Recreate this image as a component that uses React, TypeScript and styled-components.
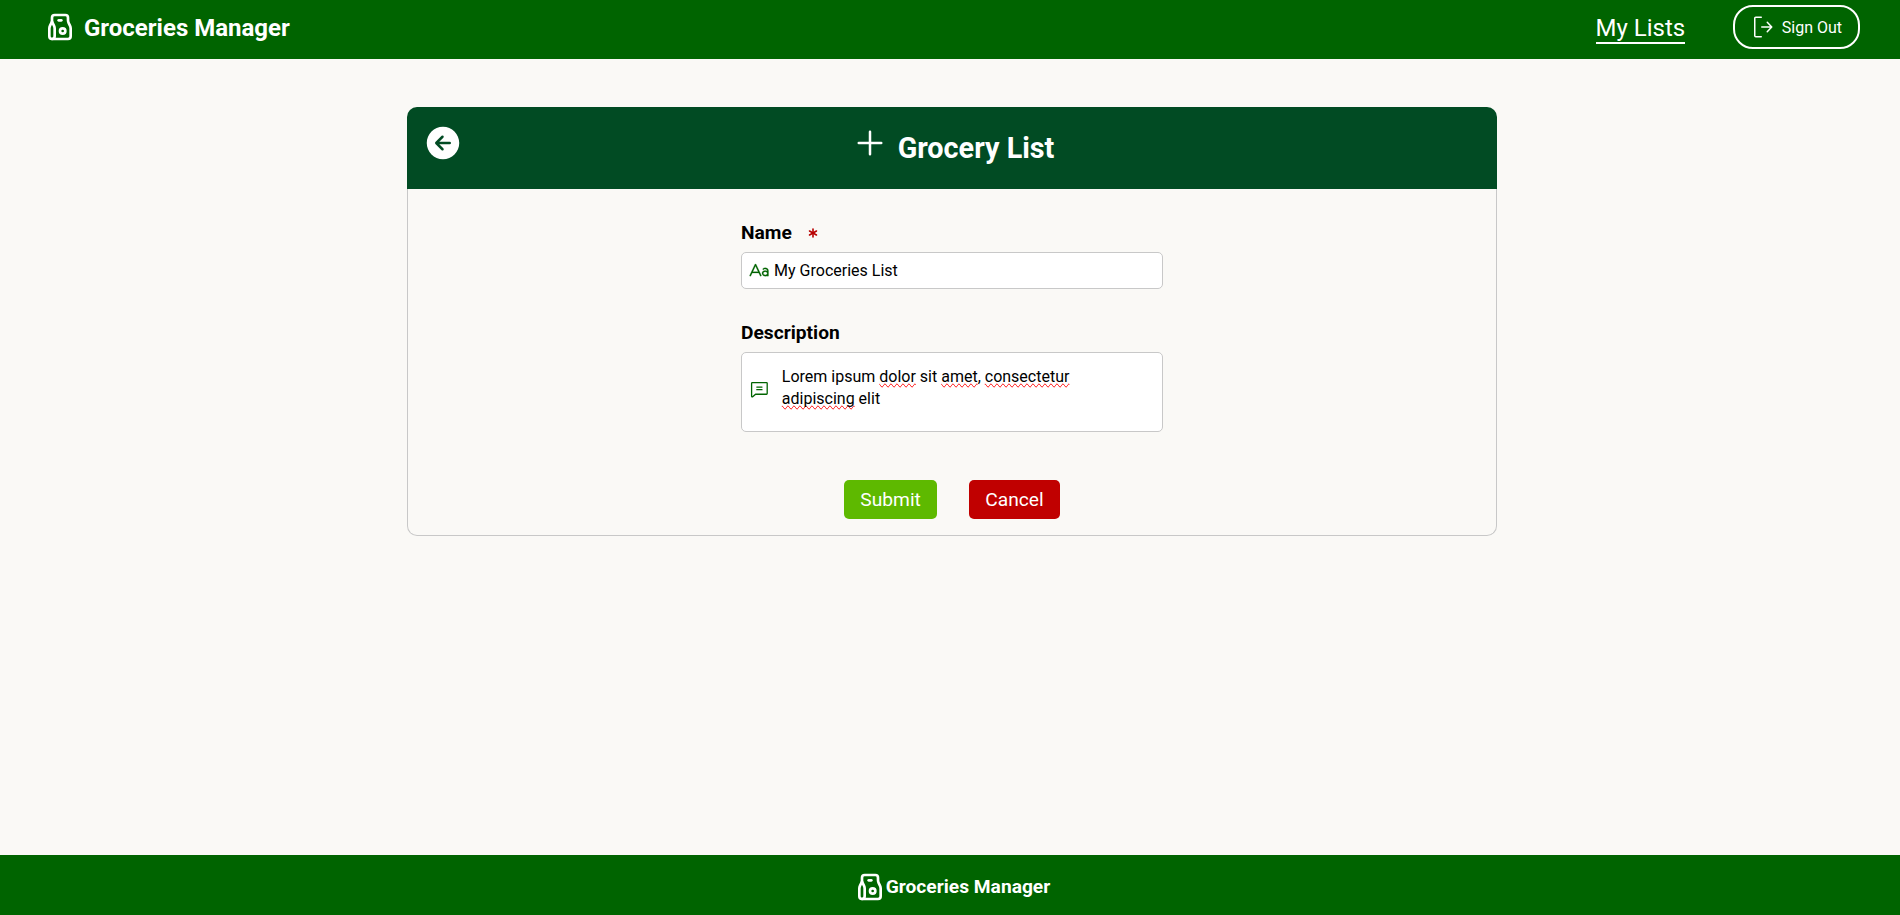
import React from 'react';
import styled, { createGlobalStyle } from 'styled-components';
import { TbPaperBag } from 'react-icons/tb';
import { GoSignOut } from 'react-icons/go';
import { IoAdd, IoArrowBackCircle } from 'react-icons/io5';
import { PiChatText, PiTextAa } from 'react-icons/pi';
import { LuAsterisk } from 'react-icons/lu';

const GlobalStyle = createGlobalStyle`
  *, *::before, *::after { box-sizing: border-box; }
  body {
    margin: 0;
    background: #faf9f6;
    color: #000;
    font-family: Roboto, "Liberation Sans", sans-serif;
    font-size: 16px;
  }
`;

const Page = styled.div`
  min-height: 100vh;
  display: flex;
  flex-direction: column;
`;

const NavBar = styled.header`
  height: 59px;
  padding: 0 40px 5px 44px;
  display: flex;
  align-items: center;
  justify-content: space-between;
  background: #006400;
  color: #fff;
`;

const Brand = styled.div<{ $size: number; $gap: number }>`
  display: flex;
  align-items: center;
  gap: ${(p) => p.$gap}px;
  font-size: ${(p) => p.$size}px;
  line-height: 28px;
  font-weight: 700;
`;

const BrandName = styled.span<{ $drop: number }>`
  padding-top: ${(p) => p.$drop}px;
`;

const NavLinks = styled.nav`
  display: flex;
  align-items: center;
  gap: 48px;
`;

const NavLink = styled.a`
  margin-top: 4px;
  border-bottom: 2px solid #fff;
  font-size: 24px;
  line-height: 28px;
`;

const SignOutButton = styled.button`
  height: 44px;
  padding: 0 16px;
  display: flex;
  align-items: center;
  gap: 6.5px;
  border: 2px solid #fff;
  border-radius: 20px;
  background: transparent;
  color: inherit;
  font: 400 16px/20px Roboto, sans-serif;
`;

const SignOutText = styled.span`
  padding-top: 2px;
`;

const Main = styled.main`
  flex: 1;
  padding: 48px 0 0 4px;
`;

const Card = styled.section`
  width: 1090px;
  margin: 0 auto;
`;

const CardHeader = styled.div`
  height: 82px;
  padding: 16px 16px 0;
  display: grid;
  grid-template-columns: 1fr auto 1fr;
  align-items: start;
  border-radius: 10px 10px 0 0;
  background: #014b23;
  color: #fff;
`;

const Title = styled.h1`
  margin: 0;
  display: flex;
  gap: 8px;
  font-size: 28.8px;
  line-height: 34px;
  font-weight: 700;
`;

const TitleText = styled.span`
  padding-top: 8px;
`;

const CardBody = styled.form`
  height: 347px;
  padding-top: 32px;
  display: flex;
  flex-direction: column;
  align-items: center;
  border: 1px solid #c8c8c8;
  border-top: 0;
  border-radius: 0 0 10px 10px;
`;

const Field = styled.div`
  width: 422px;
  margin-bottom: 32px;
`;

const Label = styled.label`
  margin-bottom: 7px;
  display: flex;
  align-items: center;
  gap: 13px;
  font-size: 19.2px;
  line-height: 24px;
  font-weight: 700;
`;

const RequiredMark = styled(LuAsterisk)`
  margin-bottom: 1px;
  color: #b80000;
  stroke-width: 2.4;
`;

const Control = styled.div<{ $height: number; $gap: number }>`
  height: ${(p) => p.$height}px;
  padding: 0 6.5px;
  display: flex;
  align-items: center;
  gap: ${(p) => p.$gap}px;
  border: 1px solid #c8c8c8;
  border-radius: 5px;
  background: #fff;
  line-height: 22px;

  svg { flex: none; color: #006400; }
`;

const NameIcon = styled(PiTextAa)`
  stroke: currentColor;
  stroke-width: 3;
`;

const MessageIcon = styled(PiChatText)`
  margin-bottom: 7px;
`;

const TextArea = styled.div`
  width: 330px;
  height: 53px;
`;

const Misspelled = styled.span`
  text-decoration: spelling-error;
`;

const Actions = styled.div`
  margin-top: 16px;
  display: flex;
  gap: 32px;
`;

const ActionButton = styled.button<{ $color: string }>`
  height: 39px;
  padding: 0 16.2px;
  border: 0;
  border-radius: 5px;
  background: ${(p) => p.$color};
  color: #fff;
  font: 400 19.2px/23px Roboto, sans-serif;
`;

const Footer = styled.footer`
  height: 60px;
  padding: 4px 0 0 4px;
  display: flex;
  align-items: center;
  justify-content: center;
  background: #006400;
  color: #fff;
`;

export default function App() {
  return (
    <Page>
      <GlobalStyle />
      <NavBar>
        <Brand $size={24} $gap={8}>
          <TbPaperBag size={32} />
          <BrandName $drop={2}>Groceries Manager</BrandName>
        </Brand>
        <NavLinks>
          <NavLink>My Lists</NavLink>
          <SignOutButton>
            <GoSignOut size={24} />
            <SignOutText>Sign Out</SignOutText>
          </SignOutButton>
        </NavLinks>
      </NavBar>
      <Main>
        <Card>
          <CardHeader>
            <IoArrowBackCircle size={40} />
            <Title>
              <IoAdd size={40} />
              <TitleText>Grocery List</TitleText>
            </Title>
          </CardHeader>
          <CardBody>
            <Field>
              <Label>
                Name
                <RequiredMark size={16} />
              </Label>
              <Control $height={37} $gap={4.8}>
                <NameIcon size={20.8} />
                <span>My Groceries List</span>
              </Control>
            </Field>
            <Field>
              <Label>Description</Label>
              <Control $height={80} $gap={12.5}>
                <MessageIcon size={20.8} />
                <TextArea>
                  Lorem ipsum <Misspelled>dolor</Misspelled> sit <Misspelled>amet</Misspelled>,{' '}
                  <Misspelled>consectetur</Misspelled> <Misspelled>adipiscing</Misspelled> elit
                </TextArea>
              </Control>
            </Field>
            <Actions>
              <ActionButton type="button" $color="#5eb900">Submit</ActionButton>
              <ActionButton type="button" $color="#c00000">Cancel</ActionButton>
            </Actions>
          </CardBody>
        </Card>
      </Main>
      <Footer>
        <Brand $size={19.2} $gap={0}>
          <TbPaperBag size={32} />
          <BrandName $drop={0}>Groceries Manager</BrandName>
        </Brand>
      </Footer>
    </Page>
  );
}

****************************************

Repeat the data exactly, without the pictures.

Recreate this image as a component that uses React, TypeScript and styled-components.
import React from 'react';
import styled, { createGlobalStyle } from 'styled-components';
import { TbPaperBag } from 'react-icons/tb';
import { GoSignOut } from 'react-icons/go';
import { IoAdd, IoArrowBackCircle } from 'react-icons/io5';
import { PiChatText, PiTextAa } from 'react-icons/pi';
import { LuAsterisk } from 'react-icons/lu';

const GlobalStyle = createGlobalStyle`
  *, *::before, *::after { box-sizing: border-box; }
  body {
    margin: 0;
    background: #faf9f6;
    color: #000;
    font-family: Roboto, "Liberation Sans", sans-serif;
    font-size: 16px;
  }
`;

const Page = styled.div`
  min-height: 100vh;
  display: flex;
  flex-direction: column;
`;

const NavBar = styled.header`
  height: 59px;
  padding: 0 40px 5px 44px;
  display: flex;
  align-items: center;
  justify-content: space-between;
  background: #006400;
  color: #fff;
`;

const Brand = styled.div<{ $size: number; $gap: number }>`
  display: flex;
  align-items: center;
  gap: ${(p) => p.$gap}px;
  font-size: ${(p) => p.$size}px;
  line-height: 28px;
  font-weight: 700;
`;

const BrandName = styled.span<{ $drop: number }>`
  padding-top: ${(p) => p.$drop}px;
`;

const NavLinks = styled.nav`
  display: flex;
  align-items: center;
  gap: 48px;
`;

const NavLink = styled.a`
  margin-top: 4px;
  border-bottom: 2px solid #fff;
  font-size: 24px;
  line-height: 28px;
`;

const SignOutButton = styled.button`
  height: 44px;
  padding: 0 16px;
  display: flex;
  align-items: center;
  gap: 6.5px;
  border: 2px solid #fff;
  border-radius: 20px;
  background: transparent;
  color: inherit;
  font: 400 16px/20px Roboto, sans-serif;
`;

const SignOutText = styled.span`
  padding-top: 2px;
`;

const Main = styled.main`
  flex: 1;
  padding: 48px 0 0 4px;
`;

const Card = styled.section`
  width: 1090px;
  margin: 0 auto;
`;

const CardHeader = styled.div`
  height: 82px;
  padding: 16px 16px 0;
  display: grid;
  grid-template-columns: 1fr auto 1fr;
  align-items: start;
  border-radius: 10px 10px 0 0;
  background: #014b23;
  color: #fff;
`;

const Title = styled.h1`
  margin: 0;
  display: flex;
  gap: 8px;
  font-size: 28.8px;
  line-height: 34px;
  font-weight: 700;
`;

const TitleText = styled.span`
  padding-top: 8px;
`;

const CardBody = styled.form`
  height: 347px;
  padding-top: 32px;
  display: flex;
  flex-direction: column;
  align-items: center;
  border: 1px solid #c8c8c8;
  border-top: 0;
  border-radius: 0 0 10px 10px;
`;

const Field = styled.div`
  width: 422px;
  margin-bottom: 32px;
`;

const Label = styled.label`
  margin-bottom: 7px;
  display: flex;
  align-items: center;
  gap: 13px;
  font-size: 19.2px;
  line-height: 24px;
  font-weight: 700;
`;

const RequiredMark = styled(LuAsterisk)`
  margin-bottom: 1px;
  color: #b80000;
  stroke-width: 2.4;
`;

const Control = styled.div<{ $height: number; $gap: number }>`
  height: ${(p) => p.$height}px;
  padding: 0 6.5px;
  display: flex;
  align-items: center;
  gap: ${(p) => p.$gap}px;
  border: 1px solid #c8c8c8;
  border-radius: 5px;
  background: #fff;
  line-height: 22px;

  svg { flex: none; color: #006400; }
`;

const NameIcon = styled(PiTextAa)`
  stroke: currentColor;
  stroke-width: 3;
`;

const MessageIcon = styled(PiChatText)`
  margin-bottom: 7px;
`;

const TextArea = styled.div`
  width: 330px;
  height: 53px;
`;

const Misspelled = styled.span`
  text-decoration: spelling-error;
`;

const Actions = styled.div`
  margin-top: 16px;
  display: flex;
  gap: 32px;
`;

const ActionButton = styled.button<{ $color: string }>`
  height: 39px;
  padding: 0 16.2px;
  border: 0;
  border-radius: 5px;
  background: ${(p) => p.$color};
  color: #fff;
  font: 400 19.2px/23px Roboto, sans-serif;
`;

const Footer = styled.footer`
  height: 60px;
  padding: 4px 0 0 4px;
  display: flex;
  align-items: center;
  justify-content: center;
  background: #006400;
  color: #fff;
`;

export default function App() {
  return (
    <Page>
      <GlobalStyle />
      <NavBar>
        <Brand $size={24} $gap={8}>
          <TbPaperBag size={32} />
          <BrandName $drop={2}>Groceries Manager</BrandName>
        </Brand>
        <NavLinks>
          <NavLink>My Lists</NavLink>
          <SignOutButton>
            <GoSignOut size={24} />
            <SignOutText>Sign Out</SignOutText>
          </SignOutButton>
        </NavLinks>
      </NavBar>
      <Main>
        <Card>
          <CardHeader>
            <IoArrowBackCircle size={40} />
            <Title>
              <IoAdd size={40} />
              <TitleText>Grocery List</TitleText>
            </Title>
          </CardHeader>
          <CardBody>
            <Field>
              <Label>
                Name
                <RequiredMark size={16} />
              </Label>
              <Control $height={37} $gap={4.8}>
                <NameIcon size={20.8} />
                <span>My Groceries List</span>
              </Control>
            </Field>
            <Field>
              <Label>Description</Label>
              <Control $height={80} $gap={12.5}>
                <MessageIcon size={20.8} />
                <TextArea>
                  Lorem ipsum <Misspelled>dolor</Misspelled> sit <Misspelled>amet</Misspelled>,{' '}
                  <Misspelled>consectetur</Misspelled> <Misspelled>adipiscing</Misspelled> elit
                </TextArea>
              </Control>
            </Field>
            <Actions>
              <ActionButton type="button" $color="#5eb900">Submit</ActionButton>
              <ActionButton type="button" $color="#c00000">Cancel</ActionButton>
            </Actions>
          </CardBody>
        </Card>
      </Main>
      <Footer>
        <Brand $size={19.2} $gap={0}>
          <TbPaperBag size={32} />
          <BrandName $drop={0}>Groceries Manager</BrandName>
        </Brand>
      </Footer>
    </Page>
  );
}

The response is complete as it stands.